Exercise instructions:
Which lines hold the word "image"? Copy each of them from the material.

Given data:

━━━━

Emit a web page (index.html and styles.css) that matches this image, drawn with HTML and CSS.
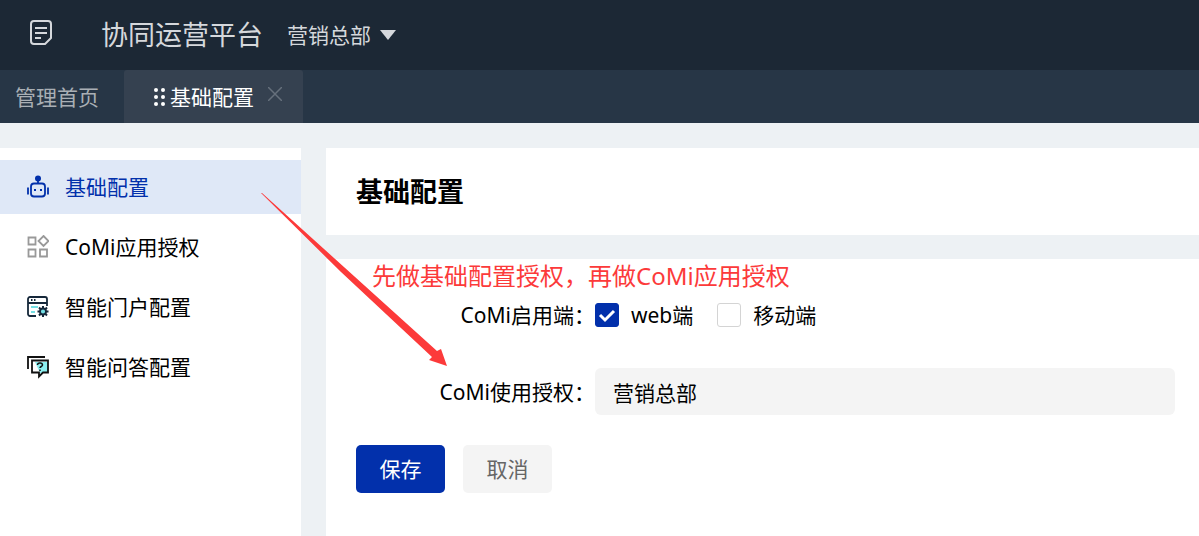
FILE: index.html
```html
<!DOCTYPE html>
<html lang="zh-CN">
<head>
  <meta charset="UTF-8">
  <meta name="viewport" content="width=device-width, initial-scale=1.0">
  <title>基础配置</title>
  <link rel="stylesheet" href="styles.css">
</head>
<body>
  <header class="topbar">
    <svg class="logo" width="24" height="26" viewBox="0 0 24 26" fill="none" stroke="#d5d8dc" stroke-width="2" stroke-linejoin="round">
      <path d="M5 1h14a3 3 0 0 1 3 3v14l-6 6H5a3 3 0 0 1-3-3V4a3 3 0 0 1 3-3z"/>
      <path d="M6 8h12M6 13h12M6 18h6"/>
    </svg>
    <span class="platform">协同运营平台</span>
    <div class="org">
      <select class="org-select" aria-label="单位">
        <option>营销总部</option>
      </select>
      <svg width="16" height="10" viewBox="0 0 16 10"><path d="M0 0h16L8 10z" fill="#d5d8dc"/></svg>
    </div>
  </header>

  <nav class="tabs">
    <a class="tab" href="#">管理首页</a>
    <div class="tab active">
      <svg width="12" height="18" viewBox="0 0 12 18" fill="#fff">
        <circle cx="2" cy="2" r="2"/><circle cx="9" cy="2" r="2"/>
        <circle cx="2" cy="9" r="2"/><circle cx="9" cy="9" r="2"/>
        <circle cx="2" cy="16" r="2"/><circle cx="9" cy="16" r="2"/>
      </svg>
      <a href="#">基础配置</a>
      <button class="close" type="button" aria-label="关闭">
        <svg width="14" height="14" viewBox="0 0 14 14" stroke="#66707c" stroke-width="1.5"><path d="M0 0l14 14M14 0L0 14"/></svg>
      </button>
    </div>
  </nav>

  <div class="layout">
    <nav class="sidebar">
      <a class="menu-item active" href="#">
        <svg width="22" height="24" viewBox="0 0 22 24" fill="none" stroke="#0230ab" stroke-width="1.8">
          <circle cx="11" cy="3.5" r="3" fill="#0230ab" stroke="none"/>
          <path d="M11 5v4M1 12.500v7M21 12.500v7"/>
          <rect x="4" y="8.500" width="14" height="13" rx="3"/>
          <path d="M7 15h2M13 15h2" stroke-width="2"/>
        </svg>
        基础配置
      </a>
      <a class="menu-item" href="#">
        <svg width="22" height="24" viewBox="0 0 22 24" fill="none" stroke="#999" stroke-width="1.8">
          <path d="M1.500 2.500h7v7h-7zM1.500 14.500h7v7h-7zM13 14.500h7v7h-7zM16.500 1l5 5-5 5-5-5z"/>
        </svg>
        CoMi应用授权
      </a>
      <a class="menu-item" href="#">
        <svg width="22" height="24" viewBox="0 0 22 24" fill="none" stroke="#16283a" stroke-width="1.8">
          <path d="M9 21H3a2 2 0 0 1-2-2V4a2 2 0 0 1 2-2h15a2 2 0 0 1 2 2v7M1 8h19"/>
          <path d="M4 5h1.500M7 5h1.500"/>
          <path d="M4 12h7M4 17h4" stroke="#74dfe4"/>
          <path d="M16 11v11M10.500 16.500h11M12 12.500l8 8M20 12.500l-8 8" stroke-width="2"/>
          <circle cx="16" cy="16.500" r="3" fill="#74dfe4"/>
        </svg>
        智能门户配置
      </a>
      <a class="menu-item" href="#">
        <svg width="22" height="24" viewBox="0 0 22 24" fill="none" stroke="#111" stroke-width="1.8">
          <path d="M1 14V2h17"/>
          <path d="M8 7h13v11H13z" fill="#8ceff0" stroke="none"/>
          <path d="M5 5.500h16v12h-5l-4 4v-4H5z"/>
          <path d="M10.500 10c0-3 5-2.500 5 0 0 1.500-2.500 1.500-2.500 3M13 14.500v1.500" stroke-width="1.500"/>
        </svg>
        智能问答配置
      </a>
    </nav>

    <main class="content">
      <section class="card page-title">
        <h1>基础配置</h1>
      </section>

      <form class="card config-form">
        <p class="note">先做基础配置授权，再做CoMi应用授权</p>
        <div class="row" role="group" aria-labelledby="terminal-label">
          <span class="row-label" id="terminal-label">CoMi启用端：</span>
          <label class="check"><input type="checkbox" checked>web端</label>
          <label class="check"><input type="checkbox">移动端</label>
        </div>
        <div class="row">
          <label class="row-label" for="scope">CoMi使用授权：</label>
          <input class="text-input" type="text" id="scope" value="营销总部">
        </div>
        <div class="actions">
          <button class="btn primary" type="submit">保存</button>
          <button class="btn" type="button">取消</button>
        </div>
      </form>

      <!-- arrow from the menu to the authorization field -->
      <svg class="arrow" width="188" height="176" viewBox="0 0 188 176">
        <path d="M0 0L1 0 176 158 180 156 186 173 168 167 171 164 80 79z" fill="#fc3a3a"/>
      </svg>
    </main>
  </div>
</body>
</html>
```

FILE: styles.css
```css
* {
  box-sizing: border-box;
}

body {
  display: flex;
  flex-direction: column;
  min-height: 100vh;
  margin: 0;
  background-color: #edf1f4;
  color: #000;
  font-family: "Noto Sans", "Noto Sans CJK SC", sans-serif;
  font-size: 21px;
  line-height: 30px;
}

a {
  color: inherit;
  text-decoration: none;
}

input, select, button {
  font: inherit;
}

svg {
  flex: none;
}

.topbar {
  display: flex;
  align-items: center;
  height: 70px;
  padding: 0 29px;
  background-color: #1c2835;
  color: #d5d8dc;
}

.logo {
  margin: 0 48px 4px 0;
}

.platform {
  font-size: 27px;
}

.org {
  display: flex;
  align-items: center;
  gap: 9px;
  margin-left: 24px;
}

.org-select {
  appearance: none;
  padding: 0;
  border: none;
  background: none;
  color: inherit;
}

.tabs {
  display: flex;
  height: 53px;
  background-color: #273646;
  color: #a9afb5;
}

.tab {
  display: flex;
  align-items: center;
  padding: 0 25px 0 15px;
}

.tab.active {
  gap: 4px;
  padding: 0 21px 0 30px;
  border-radius: 3px 3px 0 0;
  background-color: #354150;
  color: #fff;
}

.close {
  display: flex;
  margin: 0 0 5px 10px;
  padding: 0;
  border: none;
  background: none;
  cursor: pointer;
}

.layout {
  display: flex;
  flex: 1;
  gap: 25px;
  padding-top: 25px;
}

.sidebar {
  display: flex;
  flex: none;
  flex-direction: column;
  gap: 6px;
  width: 301px;
  padding-top: 12px;
  background-color: #fff;
}

.menu-item {
  display: flex;
  align-items: center;
  gap: 16px;
  height: 54px;
  padding-left: 27px;
}

.menu-item.active {
  background-color: #dfe8f7;
  color: #0230ab;
}

.content {
  position: relative;
  display: flex;
  flex: 1;
  flex-direction: column;
  gap: 24px;
}

.card {
  padding: 0 24px 0 30px;
  background-color: #fff;
}

.page-title {
  display: flex;
  align-items: center;
  height: 87px;
}

h1 {
  margin: 0;
  font-size: 27px;
}

.config-form {
  position: relative;
  flex: 1;
  padding-top: 32px;
}

.note {
  position: absolute;
  top: 2px;
  left: 46px;
  margin: 0;
  color: #fc3a3a;
  font-size: 24px;
}

.row {
  display: flex;
  align-items: center;
  min-height: 47px;
  margin-bottom: 30px;
}

.row-label {
  flex: none;
  width: 239px;
  text-align: right;
}

.check {
  display: flex;
  align-items: center;
  gap: 12px;
  margin-right: 24px;
}

.check input {
  appearance: none;
  width: 24px;
  height: 24px;
  margin: 0;
  border: 1px solid #d4d4d4;
  border-radius: 3px;
  background-color: #fff;
}

.check input:checked {
  border-color: #0230ab;
  background: #0230ab url("data:image/svg+xml,%3Csvg xmlns='http://www.w3.org/2000/svg' viewBox='0 0 22 22'%3E%3Cpath d='M4 11l5 5 9-9' fill='none' stroke='white' stroke-width='3'/%3E%3C/svg%3E");
}

.text-input {
  flex: 1;
  min-width: 0;
  height: 47px;
  padding: 0 18px;
  border: none;
  border-radius: 6px;
  background-color: #f4f4f4;
  color: #000;
}

.actions {
  display: flex;
  gap: 18px;
}

.btn {
  width: 89px;
  height: 48px;
  padding: 0;
  border: none;
  border-radius: 5px;
  background-color: #f4f4f4;
  color: #666;
  cursor: pointer;
}

.btn.primary {
  background-color: #0230ab;
  color: #fff;
}

.arrow {
  position: absolute;
  top: 45px;
  left: -65px;
  pointer-events: none;
}
```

━━━━

Expected answer:
Emit a web page (index.html and styles.css) that matches this image, drawn with HTML and CSS.
  background: #0230ab url("data:image/svg+xml,%3Csvg xmlns='http://www.w3.org/2000/svg' viewBox='0 0 22 22'%3E%3Cpath d='M4 11l5 5 9-9' fill='none' stroke='white' stroke-width='3'/%3E%3C/svg%3E");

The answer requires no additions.